What are the main details of your alliance with Grupo Provivienda?

Provivienda and CELSIA have entered into an agreement to create a win-win project for the entire solar sector. We are involved in a project in which we will install 1,062 solar panels in the first phase, able to serve energy to 354 houses. In 2H2018, we estimate to have the first 20 houses ready and the remaining 334 houses shall be finished in 2019. In our business model, the price of the house includes the on-site solar solution and, therefore, the client can enjoy clean energy as soon as he acquires the house. Our joint goal with Provivienda is to develop 10,000 houses with solar energy within a decade.

What is the appeal of the Honduran market for CELSIA's expansion plans?

We are entering the Honduran market this year with the development of 10-MW solar power farm for Cementos Argos, a cement plant. Once settled in the country, we expect to find new opportunities in the industrial sector, particularly in the city of San Pedro Sula and the free trade zones. Additionally, we are looking forward to provide trigeneration systems (cooling, heating, and power) for the textile industry.

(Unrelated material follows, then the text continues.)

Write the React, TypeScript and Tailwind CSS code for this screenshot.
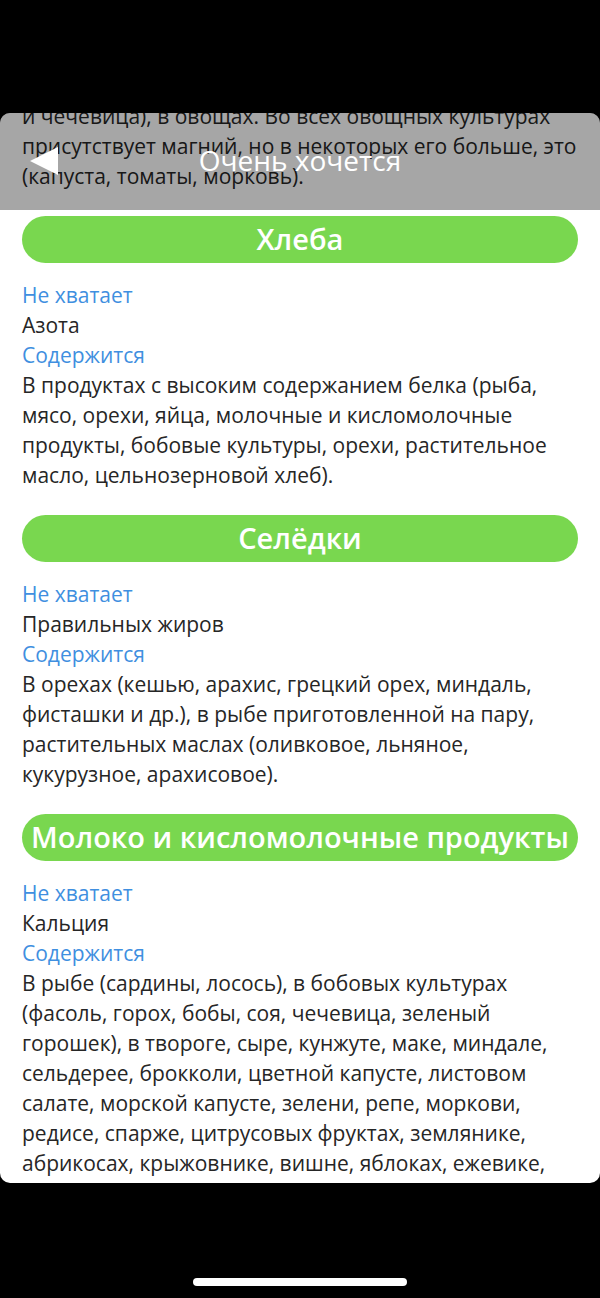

What is the importance of Panama for CELSIA?

The operation in Central America represents almost 24% of the company's EBITDA and revenue, with Panama alone representing around 20% of this EBITDA and revenue and 6% of EBITDA and revenue for Grupo Argos. Panama is our main financial headquarters in the region because of its connectivity and other advantages, notably its stable and strong economy and key geographical location. We are also starting to expand in distributed generation opportunities, which is a product that we foresee to have great demand in the country. Additionally, we have a project in Chiriquí to develop two solar power plants with a capacity between 10MW and 20MW. When this project is completed, the company's energy matrix in Panama will be 6% solar, 60% thermal, and 34% hydro. On the other hand, in Costa Rica we have a 55-MW wind farm, which we expect to double in size in the near future.

What steps are you taking to promote industrial safety?

Industrial safety is a challenge and an important policy for us. We are developing a safety culture in the company and are carrying out a program to achieve this. Safety is paramount to CELSIA, and we want to continue to expand in this area.

What is the main challenge in Panama's energy sector?

There are many challenges but the biggest one it to restructure Panama's transmission network. There are new players coming into the market as well, more so because of the progress in current discussions about the legal framework that regulates the country's energy sector. Therefore, we as a company need to be cautious about any upcoming competition and plan accordingly to further improve our services. In addition, there are certain issues with renewing long-term contracts that have been signed with private companies, and it remains to be seen how these will end up.

What are your goals for Panama in 2018?

We want to meet our safety and security goals and ensure that our generation assets are sustainable. Moreover, we need to strictly follow our timelines to complete all our solar and distributed generation projects.